Who said this, and to what was he referring?
Yes, it was a ‘he’, John Daniel no less, who included this bold claim in his recent paper ‘Making Sense of MOOCs: Musings in a Maze of Myth, Paradox and Possibility‘. In claiming that “this is the real revolution of MOOCs”, he explains that
“Placing their xMOOCs in the public domain for a worldwide audience will oblige institutions to do more than pay lip service to importance of teaching and put it at the core their missions.”
You’d better read it twice to make sure you understand what he’s getting at. Better still, you’d better read the whole article, as it’s currently the best you’ll find about the status and prospects of MOOCs (and there’s plenty to choose from!). I won’t attempt to summarise it (Tony Bates does here – make sure you read the comments, especially the one from Stephen Downes), but strongly agree that it will be the quality of the teaching that will be the determinant of the success or otherwise of MOOCs.

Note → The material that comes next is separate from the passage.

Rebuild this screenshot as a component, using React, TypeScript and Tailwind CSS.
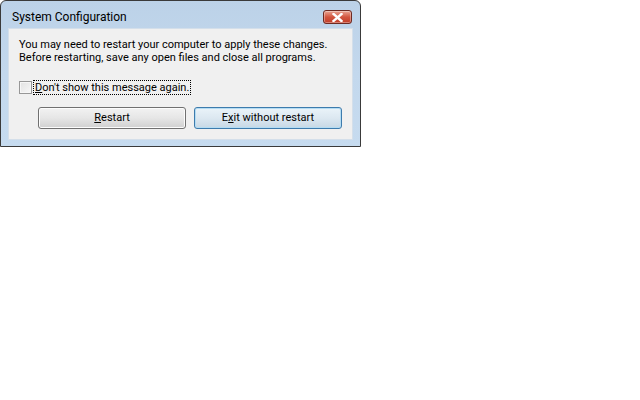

And they will improve rapidly, as institutions feel the pressure from users to provide a better teaching and learning environment, and companies like Coursera and edX respond with ‘new and improved’ features to their models.
Those who currently don’t perceive much of a threat from MOOCs should heed Daniel’s deliberate and considered use of ‘revolution’. I’m not claiming they have their heads in the sand, but much of their musing is from the perspective of currently available xMOOCs, many of which lack fundamental educational features.
Typical is the reaction of an academic from Ursinus College, who has written about his experience with a MOOC run by Coursera. Jonathan Marks presents ‘Who’s afraid of the big bad disruption‘ in Inside Higher Education. Jonathan teaches politics, and recently decided to sign up with Coursera to see how a leader in the field, Ezekiel Emanuel, teaches ‘Health Policy and the Affordable Care Act’.
“… colleges like mine have little to fear from Coursera and its cousins. They are in the self-improvement business. We are in the self-formation business.”
Hmm, OK, but watch out as the MOOCs evolve to become an even more attractive option for more and more learners. At the moment they are primarily the province of working adults, but once cash-strapped younger students calculate the costs and realise the benefits (as real credit becomes more prevalent), the revolution could (will?!) hit hard.
Searching for suitable pics for this post, I went to Photopin (alert readers will have noticed my now-frequent use of this site, an offshoot of Flickr) and found the great illustrations you see here. I mention this because the name Giulia Forsythe keeps coming up with these stylish creations, so I did a little digging.
Lo and behold, it seems that her inspiration is drawn from her experience in a MOOC! Specifically, ‘Her own lifelong learning journey has been enriched through participation in Massively [sic] Open Online Courses, most notably, DS106.’ Go on, have a look at DS106 (Computer Science 106: Digital Storytelling, from the University of Mary Washington), especially if you’re interested in visual literacy.
I haven’t checked closely, but I suspect that it’s a cMOOC rather than an xMOOC (read the Daniel article if you don’t know the difference). Methinks the revolution will occur if and when XMOOCs become more like cMOOCs.